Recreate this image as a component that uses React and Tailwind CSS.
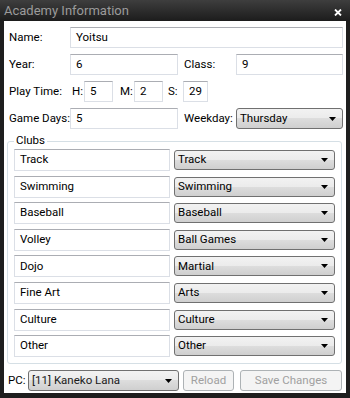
import React from "react";

const inputCls =
  "h-[21px] border border-[#dbdfe6] border-t-[#abadb3] bg-white pl-[5px] flex items-center text-black whitespace-nowrap";

function TextBox({ value, className = "" }) {
  return <div className={`${inputCls} ${className}`}>{value}</div>;
}

function Arrow() {
  return (
    <svg width="7" height="4" viewBox="0 0 7 4" className="shrink-0">
      <path d="M0 0H7L3.5 4Z" fill="#000" />
    </svg>
  );
}

function Combo({ value, className = "", textClass = "text-black" }) {
  return (
    <div
      className={`flex items-center justify-between rounded-[3px] border border-[#707070] bg-[linear-gradient(#f2f2f2_0%,#ebebeb_50%,#dddddd_50%,#cfcfcf_100%)] pl-[3px] pr-[6px] ${className}`}
    >
      <span className={`whitespace-nowrap ${textClass}`}>{value}</span>
      <Arrow />
    </div>
  );
}

const clubs = [
  ["Track", "Track"],
  ["Swimming", "Swimming"],
  ["Baseball", "Baseball"],
  ["Volley", "Ball Games"],
  ["Dojo", "Martial"],
  ["Fine Art", "Arts"],
  ["Culture", "Culture"],
  ["Other", "Other"],
];

export default function App() {
  return (
    <div className="flex h-[398px] w-[350px] flex-col bg-[#1e1e1e] font-['Roboto',sans-serif] text-[11.5px] leading-none text-black">
      {/* title bar */}
      <div className="flex h-[21px] shrink-0 items-center justify-between bg-[linear-gradient(#3e3e3e,#1c1c1c)] pl-[4px] pr-[8px]">
        <span className="text-[13px] text-[#9b9b9b]">Academy Information</span>
        <svg width="8" height="7" viewBox="0 0 8 7" className="mt-[3px]">
          <path d="M1 0.5L7 6.5M7 0.5L1 6.5" stroke="#fff" strokeWidth="1.8" />
        </svg>
      </div>

      <div className="mx-[4px] mb-[5px] flex flex-1 flex-col bg-white pl-[5px] pr-[3px] pt-[6px]">
        <div className="flex flex-col gap-[6px] whitespace-nowrap">
          <div className="flex items-center">
            <span className="w-[61px] shrink-0">Name:</span>
            <TextBox value="Yoitsu" className="flex-1" />
          </div>
          <div className="flex items-center">
            <span className="w-[61px] shrink-0">Year:</span>
            <TextBox value="6" className="w-[108px]" />
            <span className="ml-[6px] w-[52px] shrink-0">Class:</span>
            <TextBox value="9" className="flex-1" />
          </div>
          <div className="flex items-center">
            <span className="w-[63px] shrink-0">Play Time:</span>
            <span className="w-[12px] shrink-0">H:</span>
            <TextBox value="5" className="w-[29px]" />
            <span className="ml-[7px] w-[14px] shrink-0">M:</span>
            <TextBox value="2" className="w-[29px]" />
            <span className="ml-[5px] w-[15px] shrink-0">S:</span>
            <TextBox value="29" className="w-[25px]" />
          </div>
          <div className="flex items-center">
            <span className="w-[61px] shrink-0">Game Days:</span>
            <TextBox value="5" className="w-[108px]" />
            <span className="ml-[6px] w-[52px] shrink-0">Weekday:</span>
            <Combo value="Thursday" className="h-[21px] flex-1" />
          </div>
        </div>

        {/* clubs group */}
        <div className="relative ml-[-2px] mr-[1px] mt-[12px] h-[223px] rounded-[3px] border border-[#d5dfe5] px-[6px] pt-[7px]">
          <span className="absolute left-[6px] top-[-7px] bg-white px-[2px]">Clubs</span>
          <div className="grid grid-cols-[156px_1fr] gap-x-[4px] gap-y-[4.6px]">
            {clubs.map(([name, cat]) => (
              <React.Fragment key={name}>
                <TextBox value={name} className="h-[22px]" />
                <div className="flex items-center">
                  <Combo value={cat} className="h-[20px] w-full" />
                </div>
              </React.Fragment>
            ))}
          </div>
        </div>

        <div className="mt-[6px] flex items-center whitespace-nowrap">
          <span className="ml-[-1px] w-[20px] shrink-0">PC:</span>
          <Combo
            value="[11] Kaneko Lana"
            className="h-[21px] w-[151px]"
            textClass="text-[#1a1a1a]"
          />
          <div className="ml-[4px] flex h-[21px] w-[51px] items-center justify-center rounded-[3px] border border-[#adb2b5] bg-[#f4f4f4] text-[#a0a0a0]">
            Reload
          </div>
          <div className="ml-[6px] flex h-[21px] w-[102px] items-center justify-center rounded-[3px] border border-[#adb2b5] bg-[#f4f4f4] text-[#a0a0a0]">
            Save Changes
          </div>
        </div>
      </div>
    </div>
  );
}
####
What the task asks - Retype everything in the material word for word, minus pictures.

Result for this task -
Recreate this image as a component that uses React and Tailwind CSS.
import React from "react";

const inputCls =
  "h-[21px] border border-[#dbdfe6] border-t-[#abadb3] bg-white pl-[5px] flex items-center text-black whitespace-nowrap";

function TextBox({ value, className = "" }) {
  return <div className={`${inputCls} ${className}`}>{value}</div>;
}

function Arrow() {
  return (
    <svg width="7" height="4" viewBox="0 0 7 4" className="shrink-0">
      <path d="M0 0H7L3.5 4Z" fill="#000" />
    </svg>
  );
}

function Combo({ value, className = "", textClass = "text-black" }) {
  return (
    <div
      className={`flex items-center justify-between rounded-[3px] border border-[#707070] bg-[linear-gradient(#f2f2f2_0%,#ebebeb_50%,#dddddd_50%,#cfcfcf_100%)] pl-[3px] pr-[6px] ${className}`}
    >
      <span className={`whitespace-nowrap ${textClass}`}>{value}</span>
      <Arrow />
    </div>
  );
}

const clubs = [
  ["Track", "Track"],
  ["Swimming", "Swimming"],
  ["Baseball", "Baseball"],
  ["Volley", "Ball Games"],
  ["Dojo", "Martial"],
  ["Fine Art", "Arts"],
  ["Culture", "Culture"],
  ["Other", "Other"],
];

export default function App() {
  return (
    <div className="flex h-[398px] w-[350px] flex-col bg-[#1e1e1e] font-['Roboto',sans-serif] text-[11.5px] leading-none text-black">
      {/* title bar */}
      <div className="flex h-[21px] shrink-0 items-center justify-between bg-[linear-gradient(#3e3e3e,#1c1c1c)] pl-[4px] pr-[8px]">
        <span className="text-[13px] text-[#9b9b9b]">Academy Information</span>
        <svg width="8" height="7" viewBox="0 0 8 7" className="mt-[3px]">
          <path d="M1 0.5L7 6.5M7 0.5L1 6.5" stroke="#fff" strokeWidth="1.8" />
        </svg>
      </div>

      <div className="mx-[4px] mb-[5px] flex flex-1 flex-col bg-white pl-[5px] pr-[3px] pt-[6px]">
        <div className="flex flex-col gap-[6px] whitespace-nowrap">
          <div className="flex items-center">
            <span className="w-[61px] shrink-0">Name:</span>
            <TextBox value="Yoitsu" className="flex-1" />
          </div>
          <div className="flex items-center">
            <span className="w-[61px] shrink-0">Year:</span>
            <TextBox value="6" className="w-[108px]" />
            <span className="ml-[6px] w-[52px] shrink-0">Class:</span>
            <TextBox value="9" className="flex-1" />
          </div>
          <div className="flex items-center">
            <span className="w-[63px] shrink-0">Play Time:</span>
            <span className="w-[12px] shrink-0">H:</span>
            <TextBox value="5" className="w-[29px]" />
            <span className="ml-[7px] w-[14px] shrink-0">M:</span>
            <TextBox value="2" className="w-[29px]" />
            <span className="ml-[5px] w-[15px] shrink-0">S:</span>
            <TextBox value="29" className="w-[25px]" />
          </div>
          <div className="flex items-center">
            <span className="w-[61px] shrink-0">Game Days:</span>
            <TextBox value="5" className="w-[108px]" />
            <span className="ml-[6px] w-[52px] shrink-0">Weekday:</span>
            <Combo value="Thursday" className="h-[21px] flex-1" />
          </div>
        </div>

        {/* clubs group */}
        <div className="relative ml-[-2px] mr-[1px] mt-[12px] h-[223px] rounded-[3px] border border-[#d5dfe5] px-[6px] pt-[7px]">
          <span className="absolute left-[6px] top-[-7px] bg-white px-[2px]">Clubs</span>
          <div className="grid grid-cols-[156px_1fr] gap-x-[4px] gap-y-[4.6px]">
            {clubs.map(([name, cat]) => (
              <React.Fragment key={name}>
                <TextBox value={name} className="h-[22px]" />
                <div className="flex items-center">
                  <Combo value={cat} className="h-[20px] w-full" />
                </div>
              </React.Fragment>
            ))}
          </div>
        </div>

        <div className="mt-[6px] flex items-center whitespace-nowrap">
          <span className="ml-[-1px] w-[20px] shrink-0">PC:</span>
          <Combo
            value="[11] Kaneko Lana"
            className="h-[21px] w-[151px]"
            textClass="text-[#1a1a1a]"
          />
          <div className="ml-[4px] flex h-[21px] w-[51px] items-center justify-center rounded-[3px] border border-[#adb2b5] bg-[#f4f4f4] text-[#a0a0a0]">
            Reload
          </div>
          <div className="ml-[6px] flex h-[21px] w-[102px] items-center justify-center rounded-[3px] border border-[#adb2b5] bg-[#f4f4f4] text-[#a0a0a0]">
            Save Changes
          </div>
        </div>
      </div>
    </div>
  );
}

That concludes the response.